* _Source data_:
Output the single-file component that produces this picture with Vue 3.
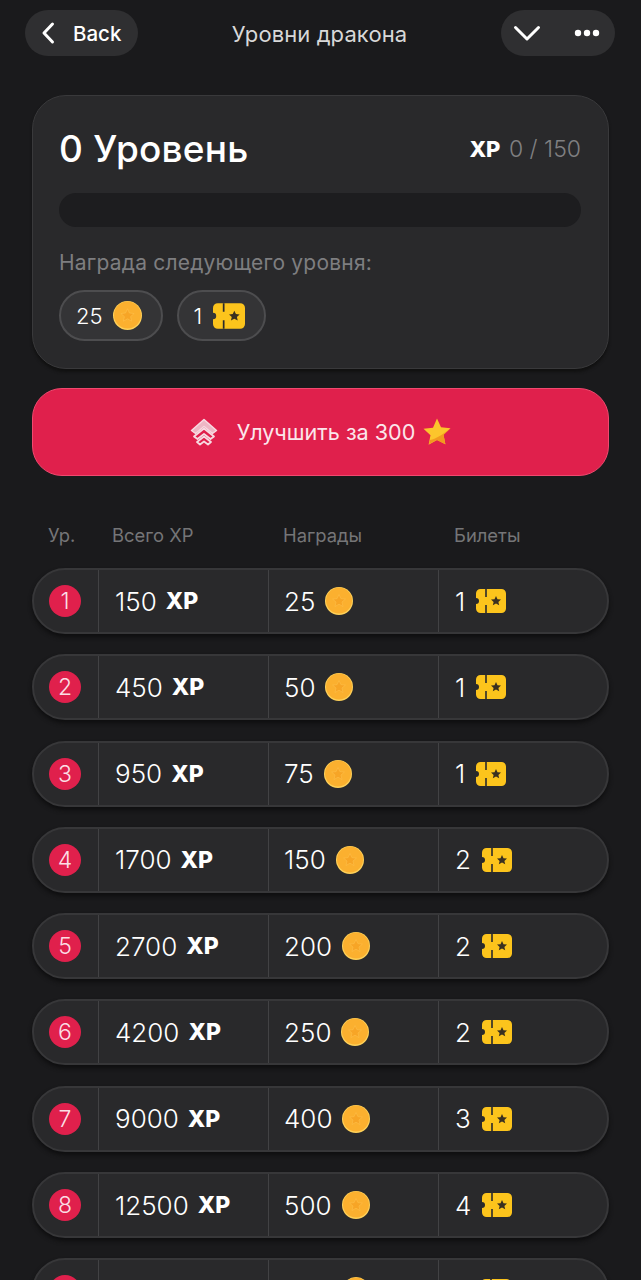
<script setup>
const levels = [
  { n: 1, xp: 150, coins: 25, tickets: 1 },
  { n: 2, xp: 450, coins: 50, tickets: 1 },
  { n: 3, xp: 950, coins: 75, tickets: 1 },
  { n: 4, xp: 1700, coins: 150, tickets: 2 },
  { n: 5, xp: 2700, coins: 200, tickets: 2 },
  { n: 6, xp: 4200, coins: 250, tickets: 2 },
  { n: 7, xp: 9000, coins: 400, tickets: 3 },
  { n: 8, xp: 12500, coins: 500, tickets: 4 },
  { n: 9, xp: 17000, coins: 600, tickets: 5 },
]
</script>

<template>
  <div class="page">
    <svg class="defs" width="0" height="0" aria-hidden="true">
      <defs>
        <symbol id="coin" viewBox="0 0 28 28">
          <circle cx="14" cy="14" r="14" fill="#fed15a" />
          <circle cx="14" cy="13.6" r="13" fill="#fbb02f" />
          <path d="M14 7.5l1.9 4.1 4.5.5-3.4 3 1 4.4-4-2.3-4 2.3 1-4.4-3.4-3 4.5-.5z" fill="#f7a526" stroke="#fdc04a" stroke-width=".6" />
        </symbol>
        <symbol id="ticket" viewBox="0 0 30 24">
          <path d="M4.5 0H25.5A4.5 4.5 0 0 1 30 4.500V19.500A4.500 4.500 0 0 1 25.500 24H4.500A4.500 4.500 0 0 1 0 19.500V15A3 3 0 0 0 0 9V4.500A4.500 4.500 0 0 1 4.500 0Z" fill="#fcc41c" />
          <path d="M10 0V8M10 16V24" stroke="#2a2a2c" stroke-width="1.6" />
          <path d="M20 7l1.500 3.200 3.500.4-2.600 2.300.8 3.400-3.200-1.800-3.200 1.800.8-3.400-2.600-2.300 3.500-.4z" fill="#3a3020" />
        </symbol>
      </defs>
    </svg>

    <header class="topbar">
      <button class="pill back">
        <svg width="14" height="24" viewBox="0 0 14 24" fill="none">
          <path d="M11.500 3L3 12l8.500 9" stroke="#fff" stroke-width="3" stroke-linecap="round" stroke-linejoin="round" />
        </svg>
        <span>Back</span>
      </button>
      <div class="title">Уровни дракона</div>
      <div class="pill actions">
        <svg width="28" height="18" viewBox="0 0 28 18" fill="none">
          <path d="M2.500 3.500L14 15 25.500 3.500" stroke="#fff" stroke-width="3" stroke-linecap="round" stroke-linejoin="round" />
        </svg>
        <svg width="26" height="8" viewBox="0 0 26 8" fill="#fff">
          <circle cx="4" cy="4" r="3.200" />
          <circle cx="13" cy="4" r="3.200" />
          <circle cx="22" cy="4" r="3.200" />
        </svg>
      </div>
    </header>

    <section class="card">
      <div class="card-head">
        <h1>0 Уровень</h1>
        <div class="progress-text"><b>XP</b> 0 / 150</div>
      </div>
      <div class="track"></div>
      <div class="next-label">Награда следующего уровня:</div>
      <div class="rewards">
        <div class="reward">
          <span>25</span>
          <svg class="coin" width="29" height="29"><use href="#coin" /></svg>
        </div>
        <div class="reward">
          <span>1</span>
          <svg class="ticket" width="32" height="26"><use href="#ticket" /></svg>
        </div>
      </div>
    </section>

    <button class="upgrade">
      <svg class="up-icon" width="30" height="30" viewBox="0 0 30 30" fill="none" stroke-linejoin="round" stroke-linecap="round">
        <path d="M2.500 13.500L15 2.500l12.500 11-4 3L15 9.500l-8.500 7z" fill="#eeb6c4" stroke="#f7dbe2" stroke-width="1.500" />
        <path d="M5 19.500L15 11.500l10 8-3.500 2.500-6.500-5-6.500 5z" fill="#e0204c" stroke="#f7dbe2" stroke-width="1.800" />
        <path d="M8 25L15 19.500 22 25l-3 2.500-4-3-4 3z" fill="#e0204c" stroke="#f7dbe2" stroke-width="1.800" />
      </svg>
      <span>Улучшить за 300</span>
      <svg width="30" height="30" viewBox="0 0 30 30">
        <path d="M15 1.500l4 8.700 9.500 1.100-7 6.500 1.900 9.400L15 22.900l-8.400 4.800 1.900-9.400-7-6.500 9.500-1.100z" fill="#fcc52c" />
        <path d="M28.500 11.300l-7 6.500 1.900 9.400L15 22.900 7 27l1-4c6-1 12-5 20.500-11.700z" fill="#f29a1f" />
      </svg>
    </button>

    <div class="cols">
      <span>Ур.</span>
      <span>Всего XP</span>
      <span>Награды</span>
      <span>Билеты</span>
    </div>

    <div class="rows">
      <div v-for="l in levels" :key="l.n" class="row">
        <div class="cell num"><span class="badge">{{ l.n }}</span></div>
        <div class="cell">{{ l.xp }} <b>XP</b></div>
        <div class="cell coins">
          {{ l.coins }}
          <svg class="coin" width="28" height="28"><use href="#coin" /></svg>
        </div>
        <div class="cell">
          {{ l.tickets }}
          <svg class="ticket" width="30" height="24"><use href="#ticket" /></svg>
        </div>
      </div>
    </div>
  </div>
</template>

<style>
html, body { background: #1a1a1c; }
</style>

<style scoped>
.page {
  height: 1280px;
  overflow: hidden;
  background: #1a1a1c;
  color: #fff;
  font-family: Inter, "Noto Sans", sans-serif;
  box-sizing: border-box;
  padding-top: 10px;
}
.defs { position: absolute; }
.topbar {
  display: flex;
  align-items: center;
  justify-content: space-between;
  padding: 0 26px 0 25px;
  height: 46px;
}
.pill {
  height: 46px;
  border-radius: 23px;
  background: #2f2f31;
  border: 0;
  color: #fff;
  display: flex;
  align-items: center;
  font-family: inherit;
  box-sizing: border-box;
}
.back {
  width: 113px;
  padding: 0 0 0 16px;
  gap: 18px;
  font-size: 20.500px;
  font-weight: 500;
}
.actions {
  width: 114px;
  padding: 0 15px 0 12px;
  justify-content: space-between;
}
.title {
  font-size: 22px;
  color: #d8d8d8;
  letter-spacing: 0.1px;
  padding-top: 2px;
}
.card {
  margin: 39px 32px 0;
  height: 274px;
  box-sizing: border-box;
  padding: 31px 27px 0 26px;
  background: #29292b;
  border: 1px solid #39393b;
  border-radius: 34px;
  box-shadow: 0 3px 3px #111;
}
.card-head {
  display: flex;
  justify-content: space-between;
  align-items: center;
}
h1 {
  margin: 0;
  font-size: 37px;
  line-height: 44px;
  font-weight: 500;
  letter-spacing: 0.2px;
}
.progress-text {
  font-size: 23px;
  color: #808082;
  font-weight: 300;
}
.progress-text b {
  color: #fff;
  font-size: 22px;
  font-weight: 800;
  margin-right: 2px;
}
.track {
  height: 34px;
  border-radius: 17px;
  background: #1d1d1f;
  margin-top: 22px;
}
.next-label {
  margin-top: 24px;
  font-size: 21px;
  line-height: 24px;
  letter-spacing: 0.2px;
  color: #7e7e80;
}
.rewards {
  display: flex;
  gap: 14px;
  margin-top: 15px;
}
.reward {
  height: 51px;
  box-sizing: border-box;
  display: flex;
  align-items: center;
  gap: 10px;
  padding: 0 19px 0 15px;
  border: 2px solid #4d4d4f;
  border-radius: 26px;
  background: #343436;
  font-size: 22px;
  font-weight: 300;
}
.reward .ticket { margin-left: 1px; }
.upgrade {
  display: flex;
  align-items: center;
  justify-content: center;
  gap: 16px;
  width: 577px;
  height: 88px;
  margin: 19px 32px 0;
  border: 1px solid #f0496f;
  border-radius: 30px;
  background: #e0204c;
  color: #fbe6eb;
  font-family: inherit;
  font-size: 21.600px;
  font-weight: 400;
  padding: 0;
}
.upgrade span { margin-right: -9px; }
.up-icon { margin-right: 2px; }
.cols {
  display: grid;
  grid-template-columns: 64px 171px 171px 1fr;
  margin: 48px 32px 0 48px;
  font-size: 18.400px;
  line-height: 22px;
  color: #757577;
}
.rows {
  display: flex;
  flex-direction: column;
  gap: 20.300px;
  margin: 22px 32px 0;
}
.row {
  display: grid;
  grid-template-columns: 64px 170px 170px 1fr;
  flex: none;
  height: 66px;
  box-sizing: border-box;
  background: #29292b;
  border: 2px solid #373739;
  border-radius: 33px;
  box-shadow: 0 3px 4px #0e0e0f;
}
.cell {
  display: flex;
  align-items: center;
  gap: 9px;
  padding-left: 16px;
  border-left: 1px solid #424244;
  font-size: 26px;
  font-weight: 300;
}
.coins { padding-left: 15px; }
.cell .coin { margin-left: 1px; }
.cell .ticket { margin-left: 2px; }
.cell b {
  font-size: 23px;
  font-weight: 800;
}
.num {
  border-left: 0;
  padding-left: 15px;
}
.badge {
  width: 32px;
  height: 32px;
  border-radius: 50%;
  background: #e0204c;
  display: flex;
  align-items: center;
  justify-content: center;
  font-size: 23px;
  color: #fbdfe5;
}
</style>
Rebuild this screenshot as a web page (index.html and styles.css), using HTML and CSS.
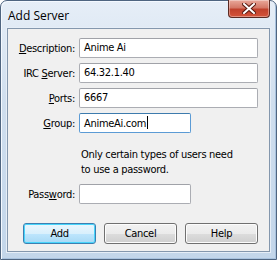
FILE: index.html
```html
<!DOCTYPE html>
<html lang="en">
<head>
  <meta charset="UTF-8" />
  <title>Add Server</title>
  <link rel="stylesheet" href="styles.css">
</head>
<body>

  <div class="window">
    <div class="titlebar">
      <span class="title">Add Server</span>
      <div class="close">
        <svg width="14" height="11" viewBox="0 0 14 11">
          <path d="M2 1 L12 10 M12 1 L2 10" stroke="#5a1a10" stroke-width="4" stroke-linecap="square"/>
          <path d="M2 1 L12 10 M12 1 L2 10" stroke="#ffffff" stroke-width="2" stroke-linecap="square"/>
        </svg>
      </div>
    </div>

    <div class="client">
      <div class="form">
        <label><u>D</u>escription:</label>
        <div class="field wide">Anime Ai</div>

        <label>IRC <u>S</u>erver:</label>
        <div class="field wide">64.32.1.40</div>

        <label><u>P</u>orts:</label>
        <div class="field wide">6667</div>

        <label><u>G</u>roup:</label>
        <div class="field short focus">AnimeAi.com<span class="caret"></span></div>
      </div>

      <p class="note">Only certain types of users need<br>to use a password.</p>

      <div class="form">
        <label>Pass<u>w</u>ord:</label>
        <div class="field short"></div>
      </div>

      <div class="buttons">
        <button class="default">Add</button>
        <button>Cancel</button>
        <button>Help</button>
      </div>
    </div>
  </div>

</body>
</html>
```

FILE: styles.css
```css
* {
  box-sizing: border-box;
  margin: 0;
  padding: 0;
}

body {
  background: #ffffff;
  font-family: Tahoma, "DejaVu Sans Condensed", "Liberation Sans", sans-serif;
  font-size: 11px;
  letter-spacing: -0.3px;
  color: #000;
}

.window {
  width: 277px;
  height: 260px;
  border: 1px solid #4f6580;
  border-radius: 7px 7px 0 0;
  background: linear-gradient(180deg, #e6eef7 0%, #cfdeee 40%, #c3d6ea 100%);
  box-shadow: inset 1px 1px 0 #f4f9ff, inset -1px -1px 0 #a9c3df;
  display: flex;
  flex-direction: column;
  padding: 0 6px 7px 6px;
}

.titlebar {
  height: 27px;
  display: flex;
  justify-content: space-between;
  align-items: flex-start;
}

.title {
  font-family: "Open Sans", "Liberation Sans", sans-serif;
  font-size: 12px;
  letter-spacing: 0;
  margin-top: 6px;
  margin-left: 1px;
  color: #000;
}

.close {
  width: 42px;
  height: 18px;
  margin-top: -1px;
  border: 1px solid #5b2a22;
  border-top: none;
  border-radius: 0 0 4px 4px;
  background: linear-gradient(180deg, #e9a99b 0%, #d47867 45%, #c0412c 55%, #d4543a 100%);
  box-shadow: inset 0 0 0 1px rgba(255,255,255,0.35);
  display: flex;
  align-items: center;
  justify-content: center;
}

.client {
  flex: 1;
  background: #f0f0f0;
  border: 1px solid #8497ad;
  box-shadow: 0 0 0 1px #e6eef7;
  padding-top: 9px;
}

.form {
  display: grid;
  grid-template-columns: 67px auto;
  column-gap: 4px;
  row-gap: 5px;
  align-items: center;
}

label {
  text-align: right;
  white-space: nowrap;
}

.field {
  height: 20px;
  background: #fff;
  border: 1px solid #abadb3;
  border-top-color: #a0a2a8;
  border-radius: 2px;
  padding: 2px 4px;
  line-height: 14px;
  white-space: nowrap;
}

.wide {
  width: 179px;
}

.short {
  width: 112px;
}

.focus {
  border-color: #5b9bd5;
  border-top-color: #3d7bad;
}

.caret {
  display: inline-block;
  width: 1px;
  height: 13px;
  background: #000;
  vertical-align: -2px;
  margin-left: 1px;
}

.note {
  margin: 14px 0 7px 73px;
  line-height: 15px;
}

.buttons {
  display: flex;
  gap: 8px;
  margin: 19px 0 0 15px;
}

button {
  width: 73px;
  height: 21px;
  font-family: inherit;
  font-size: 11px;
  letter-spacing: inherit;
  color: #000;
  border: 1px solid #707070;
  border-radius: 3px;
  background: linear-gradient(180deg, #f2f2f2 0%, #ebebeb 50%, #dddddd 51%, #cfcfcf 100%);
  box-shadow: inset 0 0 0 1px #fcfcfc;
}

button.default {
  border-color: #3c7fb1;
  background: linear-gradient(180deg, #eaf6fd 0%, #d9f0fc 50%, #bee6fd 51%, #a7d9f5 100%);
  box-shadow: inset 0 0 0 1px #48d5fb;
}
```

* _What is being asked_: Go through the entries and return each line where the word "index" appears.

* _Task response_:
Rebuild this screenshot as a web page (index.html and styles.css), using HTML and CSS.
FILE: index.html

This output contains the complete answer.